+++ RECORDS SHOWN +++

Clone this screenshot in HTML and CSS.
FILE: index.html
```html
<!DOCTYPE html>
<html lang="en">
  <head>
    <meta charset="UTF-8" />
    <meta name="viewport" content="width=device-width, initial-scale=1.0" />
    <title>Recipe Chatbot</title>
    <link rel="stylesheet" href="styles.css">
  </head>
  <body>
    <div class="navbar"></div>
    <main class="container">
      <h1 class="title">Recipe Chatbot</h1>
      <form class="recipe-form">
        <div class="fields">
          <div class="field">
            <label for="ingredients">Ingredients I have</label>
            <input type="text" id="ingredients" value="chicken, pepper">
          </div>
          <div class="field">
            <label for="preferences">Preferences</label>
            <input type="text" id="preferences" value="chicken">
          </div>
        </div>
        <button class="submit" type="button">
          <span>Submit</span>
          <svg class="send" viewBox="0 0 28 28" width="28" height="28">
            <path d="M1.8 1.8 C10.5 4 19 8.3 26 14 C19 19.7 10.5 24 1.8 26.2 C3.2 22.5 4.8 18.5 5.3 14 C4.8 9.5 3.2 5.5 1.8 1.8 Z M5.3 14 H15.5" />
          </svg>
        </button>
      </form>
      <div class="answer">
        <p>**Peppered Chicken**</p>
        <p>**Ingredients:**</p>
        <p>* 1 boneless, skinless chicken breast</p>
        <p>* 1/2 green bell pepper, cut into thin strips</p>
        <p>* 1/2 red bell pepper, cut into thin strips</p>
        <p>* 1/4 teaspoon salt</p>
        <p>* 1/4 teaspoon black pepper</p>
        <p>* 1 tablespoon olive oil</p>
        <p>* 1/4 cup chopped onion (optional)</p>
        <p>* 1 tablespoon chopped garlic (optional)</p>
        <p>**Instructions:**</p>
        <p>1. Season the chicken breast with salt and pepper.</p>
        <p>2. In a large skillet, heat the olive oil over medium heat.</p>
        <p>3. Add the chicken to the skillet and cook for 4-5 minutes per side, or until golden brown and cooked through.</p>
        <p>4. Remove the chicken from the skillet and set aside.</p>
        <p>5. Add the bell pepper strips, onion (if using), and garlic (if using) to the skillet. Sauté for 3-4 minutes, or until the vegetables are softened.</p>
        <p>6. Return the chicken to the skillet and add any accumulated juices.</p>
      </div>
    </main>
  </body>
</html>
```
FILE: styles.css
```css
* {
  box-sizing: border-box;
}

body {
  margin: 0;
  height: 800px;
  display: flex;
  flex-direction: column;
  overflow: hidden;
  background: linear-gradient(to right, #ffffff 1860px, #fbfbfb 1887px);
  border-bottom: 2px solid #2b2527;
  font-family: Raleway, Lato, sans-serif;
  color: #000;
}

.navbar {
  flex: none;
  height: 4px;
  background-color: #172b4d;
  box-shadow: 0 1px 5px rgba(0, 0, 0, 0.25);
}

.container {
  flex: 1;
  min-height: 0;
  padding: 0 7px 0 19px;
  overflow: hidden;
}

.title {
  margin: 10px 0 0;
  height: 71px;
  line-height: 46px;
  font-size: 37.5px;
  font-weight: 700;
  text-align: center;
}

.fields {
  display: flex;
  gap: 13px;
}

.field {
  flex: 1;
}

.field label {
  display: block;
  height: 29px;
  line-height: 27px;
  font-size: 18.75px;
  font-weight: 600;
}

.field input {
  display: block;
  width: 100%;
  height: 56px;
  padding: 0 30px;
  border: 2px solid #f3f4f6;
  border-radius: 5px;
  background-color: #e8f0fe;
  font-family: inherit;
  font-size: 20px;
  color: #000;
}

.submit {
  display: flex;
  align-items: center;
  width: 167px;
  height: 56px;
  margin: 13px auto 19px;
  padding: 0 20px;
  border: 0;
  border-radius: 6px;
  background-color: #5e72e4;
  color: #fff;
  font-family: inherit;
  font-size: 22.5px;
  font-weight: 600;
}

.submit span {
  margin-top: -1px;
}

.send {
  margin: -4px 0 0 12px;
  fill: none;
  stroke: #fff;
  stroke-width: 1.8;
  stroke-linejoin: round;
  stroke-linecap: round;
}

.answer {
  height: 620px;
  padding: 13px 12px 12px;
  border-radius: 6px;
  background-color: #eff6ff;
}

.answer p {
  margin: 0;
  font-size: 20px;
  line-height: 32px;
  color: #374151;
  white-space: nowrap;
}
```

+++
+++ RECORDS SHOWN +++

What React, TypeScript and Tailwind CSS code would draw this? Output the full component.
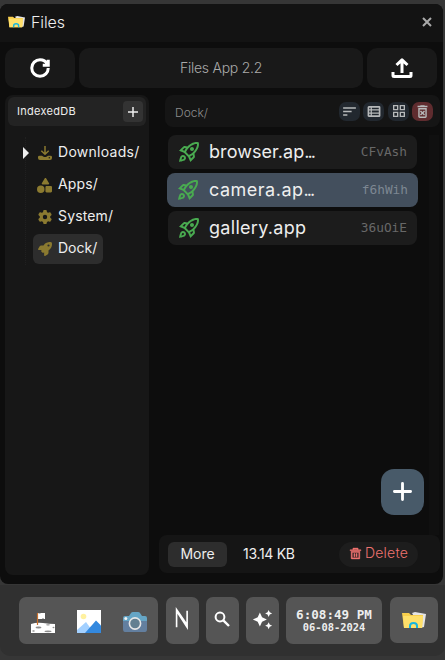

+++
+++ RECORDS SHOWN +++

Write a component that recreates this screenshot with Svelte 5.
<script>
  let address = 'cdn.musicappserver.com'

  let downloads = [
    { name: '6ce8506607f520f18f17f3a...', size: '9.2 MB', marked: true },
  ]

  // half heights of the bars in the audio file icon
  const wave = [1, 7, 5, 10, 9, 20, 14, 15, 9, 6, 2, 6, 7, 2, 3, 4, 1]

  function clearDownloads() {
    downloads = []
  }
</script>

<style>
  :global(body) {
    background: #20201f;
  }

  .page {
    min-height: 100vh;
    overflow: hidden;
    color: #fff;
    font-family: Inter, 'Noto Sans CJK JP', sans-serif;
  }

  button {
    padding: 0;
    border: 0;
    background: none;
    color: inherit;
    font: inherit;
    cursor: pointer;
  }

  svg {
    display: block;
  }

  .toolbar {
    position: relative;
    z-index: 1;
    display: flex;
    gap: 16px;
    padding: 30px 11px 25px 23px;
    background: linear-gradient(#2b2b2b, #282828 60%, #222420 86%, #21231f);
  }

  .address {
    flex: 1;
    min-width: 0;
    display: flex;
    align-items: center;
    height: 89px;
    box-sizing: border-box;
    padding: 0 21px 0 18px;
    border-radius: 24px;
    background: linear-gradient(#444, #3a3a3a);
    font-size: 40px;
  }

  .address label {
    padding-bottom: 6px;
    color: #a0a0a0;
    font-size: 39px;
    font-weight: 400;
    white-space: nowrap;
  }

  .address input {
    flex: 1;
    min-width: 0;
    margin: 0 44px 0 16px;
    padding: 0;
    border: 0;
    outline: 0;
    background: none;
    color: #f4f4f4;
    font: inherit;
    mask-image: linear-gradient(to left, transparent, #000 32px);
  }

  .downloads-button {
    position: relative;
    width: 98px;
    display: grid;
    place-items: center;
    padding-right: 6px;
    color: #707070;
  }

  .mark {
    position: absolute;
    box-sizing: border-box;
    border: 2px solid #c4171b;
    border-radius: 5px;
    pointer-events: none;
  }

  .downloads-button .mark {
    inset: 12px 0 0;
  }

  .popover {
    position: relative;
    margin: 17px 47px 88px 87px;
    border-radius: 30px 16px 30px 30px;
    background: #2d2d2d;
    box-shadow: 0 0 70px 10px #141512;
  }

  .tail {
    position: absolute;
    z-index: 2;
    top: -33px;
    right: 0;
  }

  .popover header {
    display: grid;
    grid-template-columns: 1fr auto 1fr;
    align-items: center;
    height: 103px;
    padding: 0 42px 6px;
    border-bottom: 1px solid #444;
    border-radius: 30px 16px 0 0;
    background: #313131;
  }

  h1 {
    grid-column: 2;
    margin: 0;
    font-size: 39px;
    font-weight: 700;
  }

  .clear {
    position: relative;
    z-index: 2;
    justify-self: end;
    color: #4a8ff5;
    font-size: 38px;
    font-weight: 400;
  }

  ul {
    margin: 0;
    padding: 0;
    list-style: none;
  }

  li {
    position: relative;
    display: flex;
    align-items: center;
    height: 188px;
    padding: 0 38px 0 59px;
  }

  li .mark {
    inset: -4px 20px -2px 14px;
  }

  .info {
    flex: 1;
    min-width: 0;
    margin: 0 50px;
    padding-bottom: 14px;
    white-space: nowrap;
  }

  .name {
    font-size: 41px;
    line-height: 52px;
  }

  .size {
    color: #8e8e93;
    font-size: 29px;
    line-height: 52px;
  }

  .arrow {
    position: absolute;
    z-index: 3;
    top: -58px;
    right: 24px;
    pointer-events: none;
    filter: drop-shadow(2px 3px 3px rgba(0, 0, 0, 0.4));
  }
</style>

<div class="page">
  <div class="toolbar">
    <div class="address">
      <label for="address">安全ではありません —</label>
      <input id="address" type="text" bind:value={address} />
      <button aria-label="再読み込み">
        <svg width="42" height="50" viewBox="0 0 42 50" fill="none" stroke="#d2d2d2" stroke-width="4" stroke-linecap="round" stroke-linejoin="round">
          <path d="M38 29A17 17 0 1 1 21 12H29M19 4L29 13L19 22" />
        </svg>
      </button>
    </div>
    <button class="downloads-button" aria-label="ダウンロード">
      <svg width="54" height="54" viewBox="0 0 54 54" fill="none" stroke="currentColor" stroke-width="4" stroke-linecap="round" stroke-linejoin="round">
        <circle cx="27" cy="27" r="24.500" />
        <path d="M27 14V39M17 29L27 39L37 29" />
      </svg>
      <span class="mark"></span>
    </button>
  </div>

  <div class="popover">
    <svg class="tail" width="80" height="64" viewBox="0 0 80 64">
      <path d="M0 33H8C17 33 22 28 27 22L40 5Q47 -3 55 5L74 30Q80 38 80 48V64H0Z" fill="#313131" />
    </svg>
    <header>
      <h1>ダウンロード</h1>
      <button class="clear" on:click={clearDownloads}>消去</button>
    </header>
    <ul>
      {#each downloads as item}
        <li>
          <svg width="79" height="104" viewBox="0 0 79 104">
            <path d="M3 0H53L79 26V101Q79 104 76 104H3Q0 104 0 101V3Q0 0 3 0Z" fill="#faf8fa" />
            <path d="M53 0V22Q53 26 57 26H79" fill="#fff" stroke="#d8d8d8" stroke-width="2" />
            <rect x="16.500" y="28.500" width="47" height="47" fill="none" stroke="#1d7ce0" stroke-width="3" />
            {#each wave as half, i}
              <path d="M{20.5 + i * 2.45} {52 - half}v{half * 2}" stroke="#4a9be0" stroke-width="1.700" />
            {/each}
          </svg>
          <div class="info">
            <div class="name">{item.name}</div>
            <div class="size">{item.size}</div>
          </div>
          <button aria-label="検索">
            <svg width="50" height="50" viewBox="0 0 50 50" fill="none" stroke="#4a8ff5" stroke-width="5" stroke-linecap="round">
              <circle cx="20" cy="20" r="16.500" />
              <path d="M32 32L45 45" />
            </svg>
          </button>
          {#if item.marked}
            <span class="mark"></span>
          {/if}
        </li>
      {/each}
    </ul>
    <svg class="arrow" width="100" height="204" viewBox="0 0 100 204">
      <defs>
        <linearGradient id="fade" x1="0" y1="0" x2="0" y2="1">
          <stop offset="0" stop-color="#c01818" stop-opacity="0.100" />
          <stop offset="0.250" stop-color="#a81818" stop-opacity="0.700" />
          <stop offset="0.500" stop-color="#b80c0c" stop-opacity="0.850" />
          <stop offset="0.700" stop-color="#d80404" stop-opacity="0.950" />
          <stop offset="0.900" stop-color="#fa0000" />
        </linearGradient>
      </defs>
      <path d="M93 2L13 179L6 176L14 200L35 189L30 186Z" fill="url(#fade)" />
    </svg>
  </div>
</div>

+++

### AIM OF THE EXERCISE
Across the records, count the lines holding the string "this". Give the number and stop.

### TASK ANSWER
3